For the copy, please give all of the data again exactly and leave the pictures out.
start
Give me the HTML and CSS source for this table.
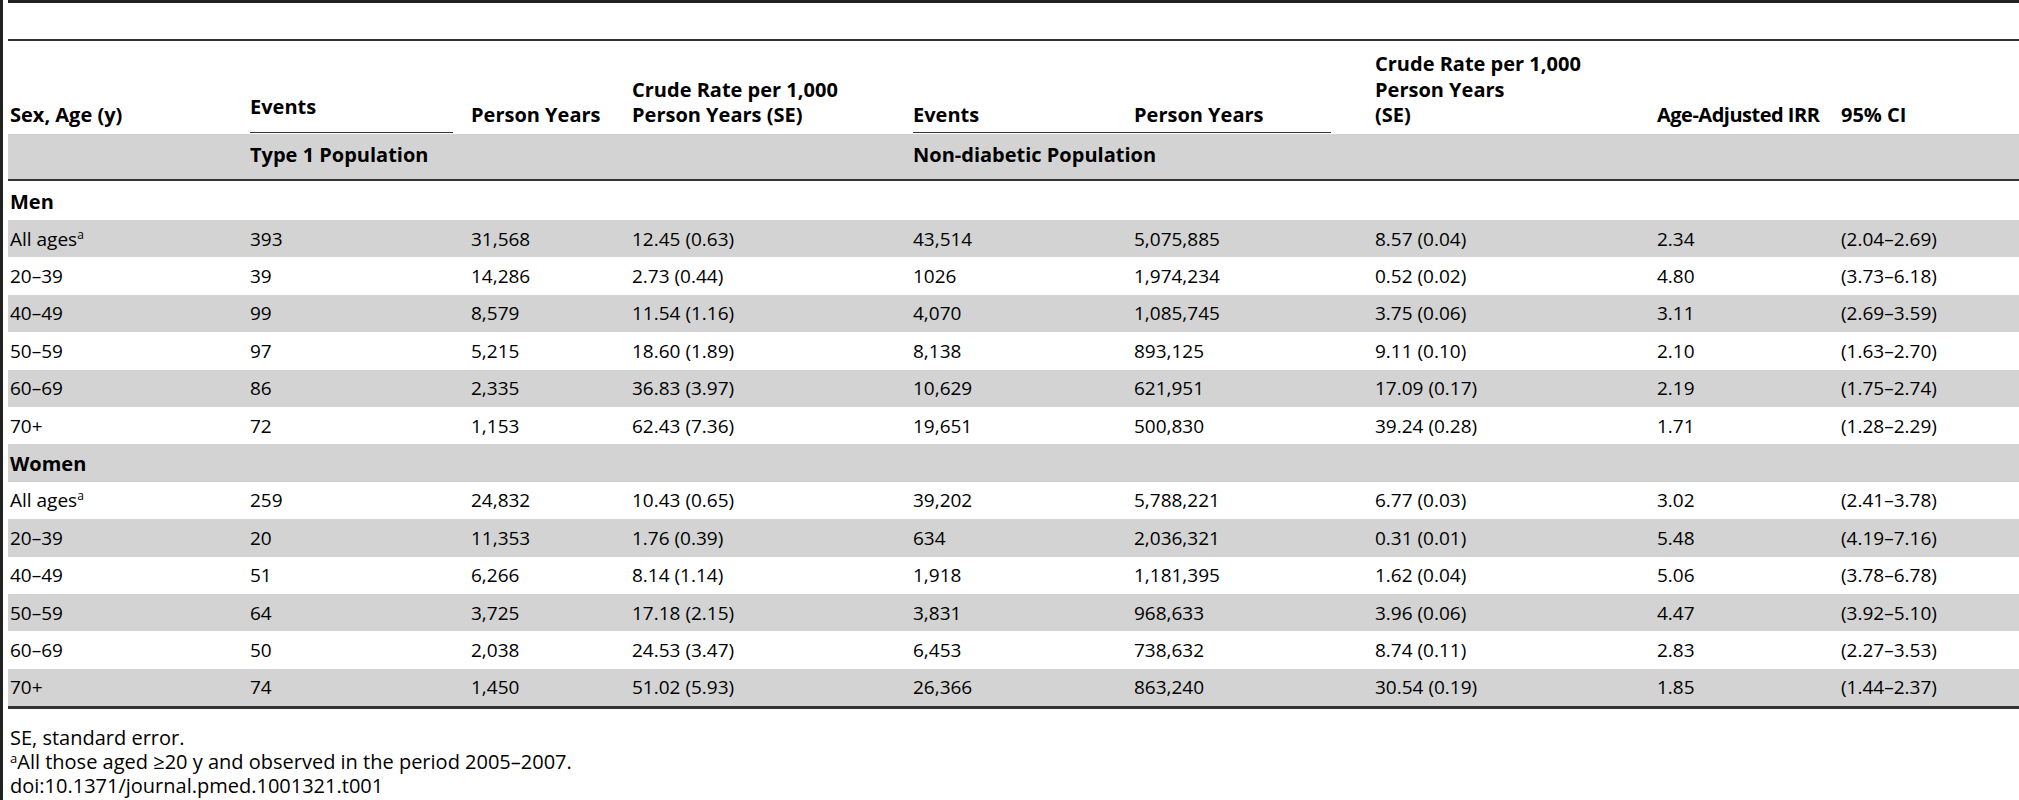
FILE: index.html
```html
<!DOCTYPE html>
<html lang="en">

<head>
    <meta charset="UTF-8">
    <title>Table 1</title>
    <link rel="stylesheet" href="styles.css">
</head>

<body>
    <div class="page">
        <table class="rates">
            <colgroup>
                <col class="c-sex">
                <col class="c-events">
                <col class="c-py">
                <col class="c-crude">
                <col class="c-events2">
                <col class="c-py2">
                <col class="c-crude2">
                <col class="c-irr">
                <col class="c-ci">
            </colgroup>
            <thead>
                <tr class="caption-row">
                    <td colspan="9"></td>
                </tr>
                <tr class="head-row">
                    <th class="first">Sex, Age (y)</th>
                    <th class="ul-single"><div class="ul raised">Events</div></th>
                    <th>Person Years</th>
                    <th>Crude Rate per 1,000<br>Person Years (SE)</th>
                    <th class="ul-start"><div class="ul">Events</div></th>
                    <th class="ul-end"><div class="ul">Person Years</div></th>
                    <th>Crude Rate per 1,000<br>Person Years<br>(SE)</th>
                    <th class="irr">Age-Adjusted IRR</th>
                    <th>95% CI</th>
                </tr>
                <tr class="group-row">
                    <th class="first"></th>
                    <th colspan="3">Type 1 Population</th>
                    <th colspan="5">Non-diabetic Population</th>
                </tr>
            </thead>
            <tbody>
                <tr class="section">
                    <td class="first" colspan="9">Men</td>
                </tr>
                <tr class="shade">
                    <td class="first">All ages<sup>a</sup></td>
                    <td>393</td><td>31,568</td><td>12.45 (0.63)</td>
                    <td>43,514</td><td>5,075,885</td><td>8.57 (0.04)</td>
                    <td>2.34</td><td>(2.04–2.69)</td>
                </tr>
                <tr>
                    <td class="first">20–39</td>
                    <td>39</td><td>14,286</td><td>2.73 (0.44)</td>
                    <td>1026</td><td>1,974,234</td><td>0.52 (0.02)</td>
                    <td>4.80</td><td>(3.73–6.18)</td>
                </tr>
                <tr class="shade">
                    <td class="first">40–49</td>
                    <td>99</td><td>8,579</td><td>11.54 (1.16)</td>
                    <td>4,070</td><td>1,085,745</td><td>3.75 (0.06)</td>
                    <td>3.11</td><td>(2.69–3.59)</td>
                </tr>
                <tr>
                    <td class="first">50–59</td>
                    <td>97</td><td>5,215</td><td>18.60 (1.89)</td>
                    <td>8,138</td><td>893,125</td><td>9.11 (0.10)</td>
                    <td>2.10</td><td>(1.63–2.70)</td>
                </tr>
                <tr class="shade">
                    <td class="first">60–69</td>
                    <td>86</td><td>2,335</td><td>36.83 (3.97)</td>
                    <td>10,629</td><td>621,951</td><td>17.09 (0.17)</td>
                    <td>2.19</td><td>(1.75–2.74)</td>
                </tr>
                <tr>
                    <td class="first">70+</td>
                    <td>72</td><td>1,153</td><td>62.43 (7.36)</td>
                    <td>19,651</td><td>500,830</td><td>39.24 (0.28)</td>
                    <td>1.71</td><td>(1.28–2.29)</td>
                </tr>
                <tr class="shade section">
                    <td class="first" colspan="9">Women</td>
                </tr>
                <tr>
                    <td class="first">All ages<sup>a</sup></td>
                    <td>259</td><td>24,832</td><td>10.43 (0.65)</td>
                    <td>39,202</td><td>5,788,221</td><td>6.77 (0.03)</td>
                    <td>3.02</td><td>(2.41–3.78)</td>
                </tr>
                <tr class="shade">
                    <td class="first">20–39</td>
                    <td>20</td><td>11,353</td><td>1.76 (0.39)</td>
                    <td>634</td><td>2,036,321</td><td>0.31 (0.01)</td>
                    <td>5.48</td><td>(4.19–7.16)</td>
                </tr>
                <tr>
                    <td class="first">40–49</td>
                    <td>51</td><td>6,266</td><td>8.14 (1.14)</td>
                    <td>1,918</td><td>1,181,395</td><td>1.62 (0.04)</td>
                    <td>5.06</td><td>(3.78–6.78)</td>
                </tr>
                <tr class="shade">
                    <td class="first">50–59</td>
                    <td>64</td><td>3,725</td><td>17.18 (2.15)</td>
                    <td>3,831</td><td>968,633</td><td>3.96 (0.06)</td>
                    <td>4.47</td><td>(3.92–5.10)</td>
                </tr>
                <tr>
                    <td class="first">60–69</td>
                    <td>50</td><td>2,038</td><td>24.53 (3.47)</td>
                    <td>6,453</td><td>738,632</td><td>8.74 (0.11)</td>
                    <td>2.83</td><td>(2.27–3.53)</td>
                </tr>
                <tr class="shade">
                    <td class="first">70+</td>
                    <td>74</td><td>1,450</td><td>51.02 (5.93)</td>
                    <td>26,366</td><td>863,240</td><td>30.54 (0.19)</td>
                    <td>1.85</td><td>(1.44–2.37)</td>
                </tr>
            </tbody>
        </table>

        <div class="notes">
            <p>SE, standard error.</p>
            <p><sup>a</sup>All those aged ≥20 y and observed in the period 2005–2007.</p>
            <p>doi:10.1371/journal.pmed.1001321.t001</p>
        </div>
    </div>
</body>

</html>
```

FILE: styles.css
```css
body {
    margin: 0;
    background-color: #ffffff;
    font-family: "Open Sans", "Noto Sans", sans-serif;
    font-size: 19px;
    color: #000000;
}

.page {
    border-left: 3px solid #222222;
    padding-left: 5px;
    min-height: 800px;
    box-sizing: border-box;
}

.rates {
    width: 2011px;
    table-layout: fixed;
    border-collapse: collapse;
    border-top: 3px solid #222222;
    border-bottom: 3px solid #333333;
}

.c-sex { width: 238px; }
.c-events { width: 221px; }
.c-py { width: 161px; }
.c-crude { width: 281px; }
.c-events2 { width: 221px; }
.c-py2 { width: 241px; }
.c-crude2 { width: 282px; }
.c-irr { width: 184px; }
.c-ci { width: 182px; }

.rates th,
.rates td {
    padding: 0 4px;
    text-align: left;
    white-space: nowrap;
}

.rates .first {
    padding-left: 2px;
}

.caption-row td {
    height: 36px;
    border-bottom: 2px solid #333333;
}

/* Column headings */
.head-row th {
    height: 94px;
    box-sizing: border-box;
    vertical-align: bottom;
    font-size: 20px;
    font-weight: bold;
    line-height: 25.7px;
    padding-bottom: 6px;
}

.head-row th.ul-single,
.head-row th.ul-start,
.head-row th.ul-end {
    padding-bottom: 1px;
}

.head-row th.ul-single {
    padding-right: 14px;
}

.head-row th.ul-start {
    padding-right: 0;
}

.head-row th.ul-end {
    padding-left: 0;
    padding-right: 40px;
}

.head-row th.irr {
    letter-spacing: -0.5px;
}

.ul {
    border-bottom: 1px solid #333333;
    padding-bottom: 4px;
}

.ul-end .ul {
    padding-left: 4px;
}

.ul.raised {
    padding-bottom: 12px;
}

.group-row th {
    height: 41px;
    background-color: #d3d3d3;
    font-size: 20px;
    font-weight: bold;
    vertical-align: middle;
    padding-bottom: 4px;
    border-bottom: 2px solid #333333;
}

/* Body rows */
.rates tbody td {
    height: 37.4px;
    vertical-align: middle;
}

.rates tbody tr.shade td {
    background-color: #d3d3d3;
}

.section td {
    font-size: 20px;
    font-weight: bold;
}

.rates tbody tr.section:first-child td {
    height: 37px;
    padding-top: 2px;
}

sup {
    font-size: 12px;
    line-height: 0;
    vertical-align: 7px;
}

.notes {
    margin-top: 17px;
    font-size: 20px;
    line-height: 23.8px;
}

.notes sup {
    font-size: 13px;
    vertical-align: 6px;
}

.notes p {
    margin: 0;
    padding-left: 2px;
}
```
end
The completed task
Give me the HTML and CSS source for this table.
FILE: index.html
```html
<!DOCTYPE html>
<html lang="en">

<head>
    <meta charset="UTF-8">
    <title>Table 1</title>
    <link rel="stylesheet" href="styles.css">
</head>

<body>
    <div class="page">
        <table class="rates">
            <colgroup>
                <col class="c-sex">
                <col class="c-events">
                <col class="c-py">
                <col class="c-crude">
                <col class="c-events2">
                <col class="c-py2">
                <col class="c-crude2">
                <col class="c-irr">
                <col class="c-ci">
            </colgroup>
            <thead>
                <tr class="caption-row">
                    <td colspan="9"></td>
                </tr>
                <tr class="head-row">
                    <th class="first">Sex, Age (y)</th>
                    <th class="ul-single"><div class="ul raised">Events</div></th>
                    <th>Person Years</th>
                    <th>Crude Rate per 1,000<br>Person Years (SE)</th>
                    <th class="ul-start"><div class="ul">Events</div></th>
                    <th class="ul-end"><div class="ul">Person Years</div></th>
                    <th>Crude Rate per 1,000<br>Person Years<br>(SE)</th>
                    <th class="irr">Age-Adjusted IRR</th>
                    <th>95% CI</th>
                </tr>
                <tr class="group-row">
                    <th class="first"></th>
                    <th colspan="3">Type 1 Population</th>
                    <th colspan="5">Non-diabetic Population</th>
                </tr>
            </thead>
            <tbody>
                <tr class="section">
                    <td class="first" colspan="9">Men</td>
                </tr>
                <tr class="shade">
                    <td class="first">All ages<sup>a</sup></td>
                    <td>393</td><td>31,568</td><td>12.45 (0.63)</td>
                    <td>43,514</td><td>5,075,885</td><td>8.57 (0.04)</td>
                    <td>2.34</td><td>(2.04–2.69)</td>
                </tr>
                <tr>
                    <td class="first">20–39</td>
                    <td>39</td><td>14,286</td><td>2.73 (0.44)</td>
                    <td>1026</td><td>1,974,234</td><td>0.52 (0.02)</td>
                    <td>4.80</td><td>(3.73–6.18)</td>
                </tr>
                <tr class="shade">
                    <td class="first">40–49</td>
                    <td>99</td><td>8,579</td><td>11.54 (1.16)</td>
                    <td>4,070</td><td>1,085,745</td><td>3.75 (0.06)</td>
                    <td>3.11</td><td>(2.69–3.59)</td>
                </tr>
                <tr>
                    <td class="first">50–59</td>
                    <td>97</td><td>5,215</td><td>18.60 (1.89)</td>
                    <td>8,138</td><td>893,125</td><td>9.11 (0.10)</td>
                    <td>2.10</td><td>(1.63–2.70)</td>
                </tr>
                <tr class="shade">
                    <td class="first">60–69</td>
                    <td>86</td><td>2,335</td><td>36.83 (3.97)</td>
                    <td>10,629</td><td>621,951</td><td>17.09 (0.17)</td>
                    <td>2.19</td><td>(1.75–2.74)</td>
                </tr>
                <tr>
                    <td class="first">70+</td>
                    <td>72</td><td>1,153</td><td>62.43 (7.36)</td>
                    <td>19,651</td><td>500,830</td><td>39.24 (0.28)</td>
                    <td>1.71</td><td>(1.28–2.29)</td>
                </tr>
                <tr class="shade section">
                    <td class="first" colspan="9">Women</td>
                </tr>
                <tr>
                    <td class="first">All ages<sup>a</sup></td>
                    <td>259</td><td>24,832</td><td>10.43 (0.65)</td>
                    <td>39,202</td><td>5,788,221</td><td>6.77 (0.03)</td>
                    <td>3.02</td><td>(2.41–3.78)</td>
                </tr>
                <tr class="shade">
                    <td class="first">20–39</td>
                    <td>20</td><td>11,353</td><td>1.76 (0.39)</td>
                    <td>634</td><td>2,036,321</td><td>0.31 (0.01)</td>
                    <td>5.48</td><td>(4.19–7.16)</td>
                </tr>
                <tr>
                    <td class="first">40–49</td>
                    <td>51</td><td>6,266</td><td>8.14 (1.14)</td>
                    <td>1,918</td><td>1,181,395</td><td>1.62 (0.04)</td>
                    <td>5.06</td><td>(3.78–6.78)</td>
                </tr>
                <tr class="shade">
                    <td class="first">50–59</td>
                    <td>64</td><td>3,725</td><td>17.18 (2.15)</td>
                    <td>3,831</td><td>968,633</td><td>3.96 (0.06)</td>
                    <td>4.47</td><td>(3.92–5.10)</td>
                </tr>
                <tr>
                    <td class="first">60–69</td>
                    <td>50</td><td>2,038</td><td>24.53 (3.47)</td>
                    <td>6,453</td><td>738,632</td><td>8.74 (0.11)</td>
                    <td>2.83</td><td>(2.27–3.53)</td>
                </tr>
                <tr class="shade">
                    <td class="first">70+</td>
                    <td>74</td><td>1,450</td><td>51.02 (5.93)</td>
                    <td>26,366</td><td>863,240</td><td>30.54 (0.19)</td>
                    <td>1.85</td><td>(1.44–2.37)</td>
                </tr>
            </tbody>
        </table>

        <div class="notes">
            <p>SE, standard error.</p>
            <p><sup>a</sup>All those aged ≥20 y and observed in the period 2005–2007.</p>
            <p>doi:10.1371/journal.pmed.1001321.t001</p>
        </div>
    </div>
</body>

</html>
```

FILE: styles.css
```css
body {
    margin: 0;
    background-color: #ffffff;
    font-family: "Open Sans", "Noto Sans", sans-serif;
    font-size: 19px;
    color: #000000;
}

.page {
    border-left: 3px solid #222222;
    padding-left: 5px;
    min-height: 800px;
    box-sizing: border-box;
}

.rates {
    width: 2011px;
    table-layout: fixed;
    border-collapse: collapse;
    border-top: 3px solid #222222;
    border-bottom: 3px solid #333333;
}

.c-sex { width: 238px; }
.c-events { width: 221px; }
.c-py { width: 161px; }
.c-crude { width: 281px; }
.c-events2 { width: 221px; }
.c-py2 { width: 241px; }
.c-crude2 { width: 282px; }
.c-irr { width: 184px; }
.c-ci { width: 182px; }

.rates th,
.rates td {
    padding: 0 4px;
    text-align: left;
    white-space: nowrap;
}

.rates .first {
    padding-left: 2px;
}

.caption-row td {
    height: 36px;
    border-bottom: 2px solid #333333;
}

/* Column headings */
.head-row th {
    height: 94px;
    box-sizing: border-box;
    vertical-align: bottom;
    font-size: 20px;
    font-weight: bold;
    line-height: 25.7px;
    padding-bottom: 6px;
}

.head-row th.ul-single,
.head-row th.ul-start,
.head-row th.ul-end {
    padding-bottom: 1px;
}

.head-row th.ul-single {
    padding-right: 14px;
}

.head-row th.ul-start {
    padding-right: 0;
}

.head-row th.ul-end {
    padding-left: 0;
    padding-right: 40px;
}

.head-row th.irr {
    letter-spacing: -0.5px;
}

.ul {
    border-bottom: 1px solid #333333;
    padding-bottom: 4px;
}

.ul-end .ul {
    padding-left: 4px;
}

.ul.raised {
    padding-bottom: 12px;
}

.group-row th {
    height: 41px;
    background-color: #d3d3d3;
    font-size: 20px;
    font-weight: bold;
    vertical-align: middle;
    padding-bottom: 4px;
    border-bottom: 2px solid #333333;
}

/* Body rows */
.rates tbody td {
    height: 37.4px;
    vertical-align: middle;
}

.rates tbody tr.shade td {
    background-color: #d3d3d3;
}

.section td {
    font-size: 20px;
    font-weight: bold;
}

.rates tbody tr.section:first-child td {
    height: 37px;
    padding-top: 2px;
}

sup {
    font-size: 12px;
    line-height: 0;
    vertical-align: 7px;
}

.notes {
    margin-top: 17px;
    font-size: 20px;
    line-height: 23.8px;
}

.notes sup {
    font-size: 13px;
    vertical-align: 6px;
}

.notes p {
    margin: 0;
    padding-left: 2px;
}
```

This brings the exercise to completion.